While Czuby was denying the possibility of a date with the hangman, Guszczak took matters into his own hands and made an attempt to escape before the executioner could place a rope around his neck.
On Sunday, May 14, 1899, while Guszczak was awaiting execution, guard Bell notified Manitoba Provincial Jail Governor Patrick Lawler that the prisoner was missing from his cell. Using an iron slat from his bed, Guszczak had fashioned two chisels and a makeshift key. The jail guards found a hole chiselled out in Guszczak’s cell in the form of a cross. Lawler later said the hole made by the removal of a few bricks was so small that it was hard to imagine how the man had squirmed through it. Guards searched the jail yard but Guszczak was nowhere to be seen. The only other evidence found of his escape attempt was a rope made from towels hanging from a second-storey cell.
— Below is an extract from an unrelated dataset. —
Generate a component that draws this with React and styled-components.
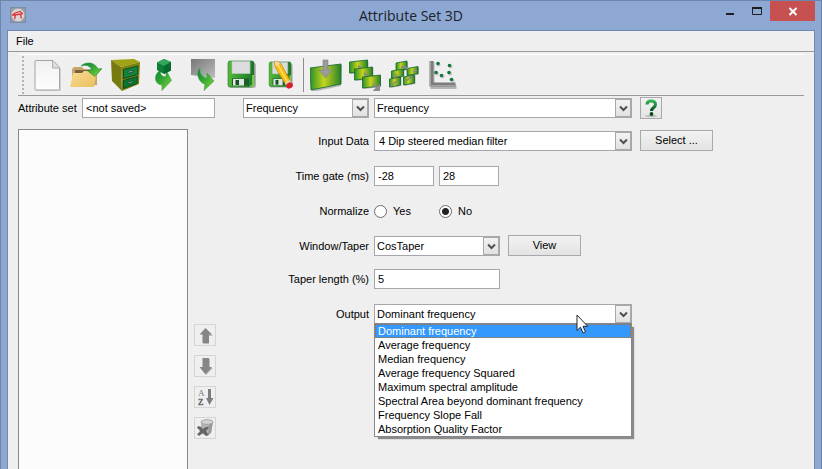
import React, { useState } from 'react';
import styled, { createGlobalStyle, css } from 'styled-components';

const GlobalStyle = createGlobalStyle`
  * { box-sizing: border-box; }
  body { margin: 0; background: #8ca8d3; }
  body, button, input, select {
    font-family: "Liberation Sans", Arial, sans-serif;
    font-size: 11px;
    line-height: 14px;
    color: #000;
  }
`;

const Window = styled.div`
  display: flex;
  flex-direction: column;
  min-height: 100vh;
  padding: 0 6px;
  border: 1px solid #6e86ae;
  border-bottom: 0;
  background: #8ca8d3;
`;

const TitleBar = styled.header`
  display: grid;
  grid-template-columns: 1fr auto 1fr;
  height: 29px;
`;

const AppIcon = styled.svg`
  width: 16px;
  height: 16px;
  margin: 6px 3px;
`;

const Title = styled.h1`
  margin: 0;
  font: 400 14px/29px "Open Sans", sans-serif;
  color: #1d2129;
`;

const WindowControls = styled.div`
  display: flex;
  justify-content: flex-end;
`;

const WindowButton = styled.button`
  width: ${(p) => (p.$close ? 45 : 27)}px;
  height: 20px;
  padding: 0;
  border: 0;
  background: ${(p) => (p.$close ? '#c75050' : 'transparent')};
  svg { display: block; margin: 0 auto; }
`;

const Client = styled.main`
  flex: 1;
  display: flex;
  flex-direction: column;
  border: 1px solid #7089b2;
  border-bottom: 0;
  background: #efefef;
`;

const MenuBar = styled.nav`
  display: flex;
  height: 21px;
  padding: 0 4px;
  border-bottom: 1px solid #999;
`;

const MenuButton = styled.button`
  padding: 0 4px;
  border: 0;
  background: none;
`;

const ToolBar = styled.div`
  display: flex;
  align-items: center;
  gap: 7px;
  height: 42px;
  margin: 2px 10px 0;
  padding-left: 4px;
  border-top: 1px solid #fff;
  border-bottom: 1px solid #999;
`;

const Grip = styled.div`
  width: 2px;
  height: 38px;
  background: repeating-linear-gradient(#b4b4b4 0 2px, transparent 2px 4px);
`;

const ToolButton = styled.button`
  width: 32px;
  height: 32px;
  padding: 0;
  border: 0;
  background: none;
  svg { display: block; width: 32px; height: 32px; }
`;

const Separator = styled.div`
  width: 1px;
  height: 34px;
  margin: 0 -1px;
  background: #8d8d8d;
`;

const Body = styled.div`
  flex: 1;
  display: flex;
  gap: 27px;
  padding: 1px 10px 0;
`;

const SidePane = styled.section`
  flex: 0 0 198px;
  display: flex;
  flex-direction: column;
  gap: 10px;
`;

const SetRow = styled.div`
  display: flex;
  align-items: center;
  justify-content: space-between;
  height: 22px;
  padding-right: 1px;
  label { white-space: nowrap; }
`;

const Lists = styled.div`
  flex: 1;
  display: flex;
  gap: 6px;
`;

const AttributeList = styled.div`
  flex: 1;
  border: 1px solid #86868c;
  border-bottom: 0;
  background: #fcfcfc;
`;

const SideButtons = styled.div`
  display: flex;
  flex-direction: column;
  gap: 9px;
  padding-top: 195px;
`;

const IconButton = styled.button`
  width: 22px;
  height: 22px;
  padding: 0;
  border: 1px solid ${(p) => (p.disabled ? '#d5d5d5' : '#a9a9ab')};
  background: ${(p) => (p.disabled ? '#efefef' : 'linear-gradient(#f2f2f2, #e4e4e4)')};
  svg { display: block; width: 20px; height: 20px; }
`;

const Form = styled.form`
  flex: 1;
  display: flex;
  flex-direction: column;
`;

const Row = styled.div`
  display: grid;
  grid-template-columns: 126px auto;
  justify-content: start;
  column-gap: 5px;
  align-items: center;
  height: 22px;
  margin-top: ${(p) => p.$space || 0}px;
`;

const Label = styled.label`
  text-align: right;
  white-space: nowrap;
`;

const Controls = styled.div`
  display: flex;
  align-items: center;
  gap: ${(p) => p.$gap ?? 8}px;
`;

const box = css`
  height: 20px;
  border: 1px solid #a6a6ac;
  border-radius: 0;
  background: #fff;
  outline: 0;
`;

const TextBox = styled.input`
  ${box}
  width: ${(p) => p.$width}px;
  padding: 0 3px;
`;

const ComboFrame = styled.div`
  position: relative;
  width: ${(p) => p.$width}px;
  height: 20px;
`;

const ComboSelect = styled.select`
  ${box}
  display: block;
  width: 100%;
  padding: 0 18px 0 ${(p) => (p.$inset ? 4 : 2)}px;
  appearance: none;
`;

const ComboArrow = styled.span`
  position: absolute;
  top: 1px;
  right: 1px;
  width: 16px;
  height: 18px;
  border: 1px solid #a9a9ab;
  background: linear-gradient(#f2f2f2, #e2e2e2);
  pointer-events: none;
  svg { display: block; width: 14px; height: 16px; }
`;

const PushButton = styled.button`
  width: 73px;
  height: 21px;
  margin-bottom: 1px;
  padding: 0 0 1px;
  border: 1px solid #a9a9ad;
  background: linear-gradient(#f2f2f2, #e3e3e3);
`;

const RadioLabel = styled.label`
  display: flex;
  align-items: center;
  gap: 6px;
  width: 65px;
`;

const Radio = styled.input`
  appearance: none;
  width: 13px;
  height: 13px;
  margin: 0;
  border: 1px solid #6c6c6c;
  border-radius: 50%;
  background: ${(p) => (p.checked ? 'radial-gradient(circle, #222 0 3px, #fff 4px)' : '#fff')};
`;

const Popup = styled.ul`
  position: absolute;
  z-index: 1;
  top: 19px;
  left: 0;
  width: 100%;
  margin: 0;
  padding: 0;
  border: 1px solid #828790;
  background: #fff;
  box-shadow: 3px 3px 1px -1px #8b8b8b;
  list-style: none;
`;

const Option = styled.li`
  height: 14px;
  padding: 0 3px;
  white-space: nowrap;
  ${(p) => p.$active && css`
    color: #fff;
    background: #3399ff;
    outline: 1px dotted #c8660a;
    outline-offset: -1px;
  `}
`;

const Pointer = styled.svg`
  position: absolute;
  z-index: 2;
  top: 10px;
  left: 202px;
  width: 13px;
  height: 20px;
  pointer-events: none;
`;

const Defs = styled.svg`
  position: absolute;
  width: 0;
  height: 0;
`;

function Gradients() {
  return (
    <Defs aria-hidden="true">
      <defs>
        <linearGradient id="paper" x1="0" y1="0" x2="0" y2="1"><stop stopColor="#f1f1f3" /><stop offset="1" stopColor="#fdfdfd" /></linearGradient>
        <linearGradient id="panel"><stop stopColor="#2c9029" /><stop offset=".45" stopColor="#c6d51c" /><stop offset="1" stopColor="#28802c" /></linearGradient>
        <linearGradient id="leaf" x1="0" y1="0" x2="1" y2="1"><stop stopColor="#08813b" /><stop offset=".5" stopColor="#3cac36" /><stop offset="1" stopColor="#8bd23f" /></linearGradient>
        <linearGradient id="folder" x1="0" y1="0" x2="1" y2="1"><stop stopColor="#fbdc96" /><stop offset="1" stopColor="#e9bf5c" /></linearGradient>
        <linearGradient id="screen" x1="0" y1="0" x2="1" y2="1"><stop stopColor="#777" /><stop offset="1" stopColor="#bdbdbd" /></linearGradient>
        <linearGradient id="disk" x1="0" y1="0" x2="1" y2="0"><stop stopColor="#58b83a" /><stop offset=".6" stopColor="#2c9330" /><stop offset="1" stopColor="#217326" /></linearGradient>
        <linearGradient id="help" x1="0" y1="0" x2="0" y2="1"><stop stopColor="#35b558" /><stop offset="1" stopColor="#044a1d" /></linearGradient>
      </defs>
    </Defs>
  );
}

const Svg = ({ children, size = 32 }) => (
  <svg viewBox={`0 0 ${size} ${size}`} fill="none" aria-hidden="true">{children}</svg>
);

const NewIcon = () => (
  <Svg>
    <path d="M5 3h19l6 7v22H5z" fill="#bbb" opacity=".55" />
    <path d="M5 1.5h17l6.500 7V30q0 1-1 1H5q-1 0-1-1V2.500q0-1 1-1z" fill="url(#paper)" stroke="#a3a3a5" />
    <path d="M21.500 2v7h7" fill="#dedee0" stroke="#aaa" />
  </Svg>
);

const OpenIcon = () => (
  <Svg>
    <path d="M2 28V10l2-2h8l2 2h12l1 4v12z" fill="#c7a66c" />
    <path d="M5 11h20v5H5z" fill="#79603e" />
    <path d="M0 28l3-14h9l2-2h13l-3 16z" fill="url(#folder)" />
    <path d="M11 7C15 3 24 2 28 10l4-.5-7 8-8-6 5-.8C20 7 16 5 11 7z" fill="url(#leaf)" stroke="#1c8b36" strokeWidth=".6" />
  </Svg>
);

const CabinetIcon = () => (
  <Svg>
    <path d="M2 1l23-1 6 3-19 5z" fill="#a0a315" />
    <path d="M2 1l10 7 1 24L3 22z" fill="#777a0e" />
    <path d="M12 8l19-5-1 22-17 7z" fill="#7f830f" />
    <path d="M14.500 10.500L29 7l-.5 8.500-14 4z" fill="#13843b" stroke="#0a4e22" />
    <path d="M14.500 21.500l14-4-.5 7-13.500 5z" fill="#0c7433" stroke="#0a4e22" />
    <path d="M19 12.500l5-1.300v1.600l-5 1.400zM19 23.200l5-1.500v1.600l-5 1.500z" fill="#a7cbb2" stroke="#093e1c" strokeWidth=".7" />
  </Svg>
);

const CubeIcon = () => (
  <Svg>
    <path d="M13 11C6 14 5 25 14 26v5.500l9.500-10L18 11v6.500C14 18 11.500 15 13 11z" fill="url(#leaf)" stroke="#43a83b" strokeWidth=".6" />
    <path d="M9 3.500L16 0l7 3v8.500L16 15l-7-4z" fill="#0d7d38" />
    <path d="M9 3.500L16 0l7 3-7 4z" fill="#35a45c" />
    <path d="M16 7l7-4v8.500L16 15z" fill="#086a2d" />
  </Svg>
);

const ScreenIcon = () => (
  <Svg>
    <path d="M4 0h24v19L4 16z" fill="url(#screen)" />
    <path d="M13 9c-5 5-1 15 5 16l-1 6.500 10-9.500-7-8v5C15 18 12 14 13 9z" fill="url(#leaf)" stroke="#3aa53a" strokeWidth=".6" />
  </Svg>
);

const DiskShape = () => (
  <>
    <rect x="3" y="4" width="27" height="25" rx="2" fill="#8f8f8f" opacity=".6" />
    <path d="M4 2h22q2 0 2 2v22l-2 2H4q-2 0-2-2V4q0-2 2-2z" fill="url(#disk)" stroke="#22742b" strokeWidth=".6" />
    <path d="M6 2.500h18v12H6z" fill="#dcdce0" stroke="#b6cab6" strokeWidth=".7" />
    <path d="M6 19.500h17v7H6z" fill="#17602c" />
    <path d="M7 20h11v6.500H7z" fill="#e2e6e2" />
    <path d="M9.500 21h3.500v5H9.500z" fill="#164f28" />
    <path d="M27 16v10l-3 2" stroke="#72ca48" strokeWidth="2" />
  </>
);

const SaveIcon = () => <Svg><DiskShape /></Svg>;

const SaveAsIcon = () => (
  <Svg>
    <g transform="translate(2.500 1) scale(.84 .95)"><DiskShape /></g>
    <path d="M9.500 2l6 2 10 18-5 3.500L10 8z" fill="#f7bd15" stroke="#b77a0a" strokeWidth=".6" />
    <path d="M9.500 2l6 2L11 7.500z" fill="#f4d9a2" />
    <path d="M13 6l10 18" stroke="#ffe36a" strokeWidth="1.500" />
    <path d="M20 24.500l5-3.500 1.500 2.500-5 3.500z" fill="#d5d5d5" />
    <ellipse cx="24.500" cy="26.500" rx="3.500" ry="2.800" fill="#da1f27" transform="rotate(-30 24.500 26.500)" />
  </Svg>
);

const ImportIcon = () => (
  <Svg>
    <path d="M1 10l31-4-1 21-29 6z" fill="#777" opacity=".45" />
    <path d="M0 9l31-4v20L1 31z" fill="url(#panel)" stroke="#0b6a2b" strokeWidth=".8" />
    <path d="M13 1h5v10h4l-6.500 8L9 11h4z" fill="#9b9b9b" stroke="#7f8578" strokeWidth=".6" />
  </Svg>
);

const Panel = ({ x, y, w = 18, h = 11 }) => (
  <>
    <path d={`M${x + 1} ${y + 3}l${w} -2v${h}l${-w} 2z`} fill="#777" opacity=".5" />
    <path d={`M${x} ${y + 2}l${w} -2v${h}l${-w} 2z`} fill="url(#panel)" stroke="#0b6a2b" strokeWidth=".8" />
  </>
);

const CascadeIcon = () => (
  <Svg>
    <Panel x={0.5} y={1} />
    <path d="M9 7l4 3" stroke="#888" strokeWidth="2" />
    <Panel x={5.5} y={8} />
    <path d="M15 14l4 4" stroke="#888" strokeWidth="2" />
    <Panel x={13.5} y={16} />
    <path d="M24 25l5 5m1-3v4h-4z" stroke="#8b8b8b" strokeWidth="2" fill="#8b8b8b" />
  </Svg>
);

const ClusterIcon = () => (
  <Svg>
    <Panel x={8} y={2} w={11} h={8} />
    <Panel x={19} y={7.5} w={11} h={7} />
    <Panel x={3.5} y={10} w={12} h={7} />
    <Panel x={15.5} y={16} w={11} h={8} />
    <Panel x={1.5} y={18} w={11} h={8} />
    <path d="M6 19l3-4M13 9l3-2 4 3M18 22l6-5M3 27l6-5M25 13l4-2" stroke="#878787" strokeWidth="1.600" />
  </Svg>
);

const ScatterIcon = () => (
  <Svg>
    <path d="M5.500 3v25h24" stroke="#b5b5b5" strokeWidth="4" />
    <path d="M4.500 2v23.500h24" stroke="#7c7c7c" strokeWidth="4" />
    <path d="M3.500 2v24.500h24" stroke="#a5a5a5" strokeWidth="1" />
    <g fill="#999" opacity=".5"><circle cx="11.500" cy="5.500" r="2" /><circle cx="23.500" cy="7.500" r="2" /><circle cx="10" cy="14.500" r="2" /><circle cx="15.500" cy="17.500" r="2" /><circle cx="23" cy="14.500" r="2" /><circle cx="25.500" cy="21.500" r="2" /></g>
    <g fill="#13753b"><circle cx="11" cy="4.500" r="1.800" /><circle cx="22.500" cy="6.500" r="1.800" /><circle cx="9" cy="13.500" r="1.800" /><circle cx="14.500" cy="16.500" r="1.800" /><circle cx="22" cy="13.500" r="1.800" /><circle cx="24.500" cy="20.500" r="1.800" /></g>
  </Svg>
);

const UpIcon = () => (
  <Svg size={20}>
    <path d="M11 4l7 7h-4v8H8z" fill="#bbb" />
    <path d="M10.500 3L17 9.500h-3V18H7.500V9.500h-3z" fill="#868686" />
  </Svg>
);

const DownIcon = () => (
  <Svg size={20}>
    <path d="M9 3h6v9h3l-7 7z" fill="#bbb" />
    <path d="M7.500 2H14v9h3l-6.500 7.500L4.500 11h3z" fill="#868686" />
  </Svg>
);

const SortIcon = () => (
  <Svg size={20}>
    <text x="3" y="9" fontFamily="Liberation Serif, serif" fontSize="9" fill="#777">A</text>
    <text x="3" y="18" fontFamily="Liberation Serif, serif" fontSize="9" fill="#444" stroke="#666" strokeWidth=".3">Z</text>
    <path d="M13 2h3v9h2.500l-4 7-3.500-7h2z" fill="#7d7d7d" />
  </Svg>
);

const TrashIcon = () => (
  <Svg size={20}>
    <path d="M6 4v11q5 4 10 0l2-11z" fill="#b5b5b5" />
    <path d="M14 6l4-2-2 11-3 2z" fill="#999" />
    <ellipse cx="12" cy="4" rx="6" ry="2.300" fill="#d4d4d4" stroke="#a2a2a2" />
    <path d="M3 8q3 0 5 3 3-3 6-2-1 2-3 4 1 2 3 4l-3 1-3-3-4 3-2-2q2-1 3-3-1-2-3-3z" fill="#666" />
  </Svg>
);

const HelpIcon = () => (
  <Svg size={20}>
    <ellipse cx="10" cy="18" rx="6" ry="1" fill="#bbb" />
    <path d="M6 6.500C6 3.500 8 3 10 3c3 0 4.500 1 4.500 3.500 0 3-4 3-4 6.500" stroke="url(#help)" strokeWidth="3" />
    <circle cx="10.500" cy="16" r="1.900" fill="#064a1e" />
  </Svg>
);

function Combo({ id, label, width, value, options, inset, children }) {
  return (
    <ComboFrame $width={width}>
      <ComboSelect id={id} aria-label={label} $inset={inset} defaultValue={value}>
        {(options || [value]).map((o) => <option key={o}>{o}</option>)}
      </ComboSelect>
      <ComboArrow>
        <svg viewBox="0 0 14 16" aria-hidden="true">
          <path d="M4 6.500l3.500 3.500L11 6.500" fill="none" stroke="#505050" strokeWidth="2" />
        </svg>
      </ComboArrow>
      {children}
    </ComboFrame>
  );
}

const TOOLS = [
  ['New attribute set', NewIcon],
  ['Open attribute set', OpenIcon],
  ['Open default set', CabinetIcon],
  ['Import set', CubeIcon],
  ['Reconstruct set', ScreenIcon],
  ['Save set', SaveIcon],
  ['Save set as', SaveAsIcon],
  null,
  ['Redisplay element', ImportIcon],
  ['Evaluate attributes', CascadeIcon],
  ['Evaluate positions', ClusterIcon],
  ['Cross-plot', ScatterIcon],
];

const SIDE_ACTIONS = [
  ['Move up', UpIcon],
  ['Move down', DownIcon],
  ['Sort', SortIcon],
  ['Remove', TrashIcon],
];

const OUTPUTS = [
  'Dominant frequency',
  'Average frequency',
  'Median frequency',
  'Average frequency Squared',
  'Maximum spectral amplitude',
  'Spectral Area beyond dominant frequency',
  'Frequency Slope Fall',
  'Absorption Quality Factor',
];

export default function App() {
  const [normalize, setNormalize] = useState('No');
  return (
    <Window>
      <GlobalStyle />
      <Gradients />
      <TitleBar>
        <AppIcon viewBox="0 0 16 16" aria-hidden="true">
          <rect x=".5" y=".5" width="15" height="15" fill="#8f9aab" stroke="#7f8ca3" />
          <circle cx="8" cy="8" r="6.800" fill="#d9d5d5" stroke="#a6a3a8" />
          <path d="M2 8.500l3-2.500 5-1.500 3 2.500M3 8l9-1M5.500 8l-1 4M10.500 7.500l1 4" fill="none" stroke="#e0353b" strokeWidth="1.300" />
        </AppIcon>
        <Title>Attribute Set 3D</Title>
        <WindowControls>
          <WindowButton aria-label="Minimize">
            <svg width="27" height="20"><path d="M10 12h8v2h-8z" fill="#1e1e1e" /></svg>
          </WindowButton>
          <WindowButton aria-label="Maximize">
            <svg width="27" height="20"><path d="M9.500 6.500h9v7h-9z" fill="none" stroke="#1e1e1e" /><path d="M9 6h10v2H9z" fill="#1e1e1e" /></svg>
          </WindowButton>
          <WindowButton $close aria-label="Close">
            <svg width="45" height="20"><path d="M19.500 7l7 7m0-7l-7 7" stroke="#fff" strokeWidth="2" /></svg>
          </WindowButton>
        </WindowControls>
      </TitleBar>
      <Client>
        <MenuBar><MenuButton>File</MenuButton></MenuBar>
        <ToolBar role="toolbar">
          <Grip />
          {TOOLS.map((tool, i) => {
            if (!tool) return <Separator key={i} />;
            const [name, Icon] = tool;
            return <ToolButton key={name} aria-label={name}><Icon /></ToolButton>;
          })}
        </ToolBar>
        <Body>
          <SidePane>
            <SetRow>
              <label htmlFor="set">Attribute set</label>
              <TextBox id="set" $width={133} defaultValue="<not saved>" />
            </SetRow>
            <Lists>
              <AttributeList role="listbox" aria-label="Attributes" />
              <SideButtons>
                {SIDE_ACTIONS.map(([name, Icon]) => (
                  <IconButton key={name} type="button" disabled aria-label={name}><Icon /></IconButton>
                ))}
              </SideButtons>
            </Lists>
          </SidePane>
          <Form onSubmit={(e) => e.preventDefault()}>
            <Row>
              <Combo label="Attribute type" width={126} value="Frequency" />
              <Controls>
                <Combo label="Attribute" width={258} value="Frequency" />
                <IconButton type="button" aria-label="Help"><HelpIcon /></IconButton>
              </Controls>
            </Row>
            <Row $space={11}>
              <Label htmlFor="input">Input Data</Label>
              <Controls>
                <Combo id="input" width={258} value="4 Dip steered median filter" inset />
                <PushButton type="button">Select ...</PushButton>
              </Controls>
            </Row>
            <Row $space={13}>
              <Label htmlFor="gate">Time gate (ms)</Label>
              <Controls $gap={5}>
                <TextBox id="gate" $width={60} defaultValue="-28" />
                <TextBox aria-label="Time gate end" $width={60} defaultValue="28" />
              </Controls>
            </Row>
            <Row $space={13} role="radiogroup" aria-labelledby="normalize">
              <Label as="span" id="normalize">Normalize</Label>
              <Controls $gap={0}>
                {['Yes', 'No'].map((v) => (
                  <RadioLabel key={v}>
                    <Radio type="radio" name="normalize" checked={normalize === v} onChange={() => setNormalize(v)} />
                    {v}
                  </RadioLabel>
                ))}
              </Controls>
            </Row>
            <Row $space={13}>
              <Label htmlFor="taper">Window/Taper</Label>
              <Controls>
                <Combo id="taper" width={126} value="CosTaper" />
                <PushButton type="button">View</PushButton>
              </Controls>
            </Row>
            <Row $space={11}>
              <Label htmlFor="length">Taper length (%)</Label>
              <TextBox id="length" $width={126} defaultValue="5" />
            </Row>
            <Row $space={13}>
              <Label htmlFor="output">Output</Label>
              <Combo id="output" width={258} value={OUTPUTS[0]} options={OUTPUTS}>
                <Popup role="listbox" aria-label="Output">
                  {OUTPUTS.map((o, i) => (
                    <Option key={o} role="option" aria-selected={i === 0} $active={i === 0}>{o}</Option>
                  ))}
                </Popup>
                <Pointer viewBox="0 0 13 20" aria-hidden="true">
                  <path d="M1 1v15.500l3.500-3.300 2.500 5.800 2.500-1-2.500-5.700h4.700z" fill="#fff" stroke="#26262e" />
                </Pointer>
              </Combo>
            </Row>
          </Form>
        </Body>
      </Client>
    </Window>
  );
}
A kitchen orderly, who was also a prisoner, went to the second floor to deliver meals from a dumbwaiter. He opened the hoist door for the dumbwaiter and in the process accidently opened an adjacent chute and came face-to-face with the escapee. Lawler was alerted and Guszczak was returned to his cell.
It was found that Guszczak had sprung the lock for a partition leading to a next-door cell with his makeshift key and then walked from the unlocked neighbouring cell into the corridor and from there to the chute. It was also found that Guszczak’s attempted escape was facilitated by a watchman, who was supposed to be guarding the prisoner, but was actually fast asleep.
Guszczak later said he decided against making good his escape by using the improvised towel rope, because he believed he would be seen sliding down it by the cooks working in the first-floor kitchen. 
One day before his execution, Guszczak told his jailers that it had never been his intention to make good his escape, but only made the attempt to amuse himself and show that it could be done.
His ability to manipulate and shape metal into useful implements was shown when he later fashioned a key from a piece of metal from a pail and removed his shackles. He made no attempt to escape, but said he just wanted to have a laugh with his guards while awaiting his fate.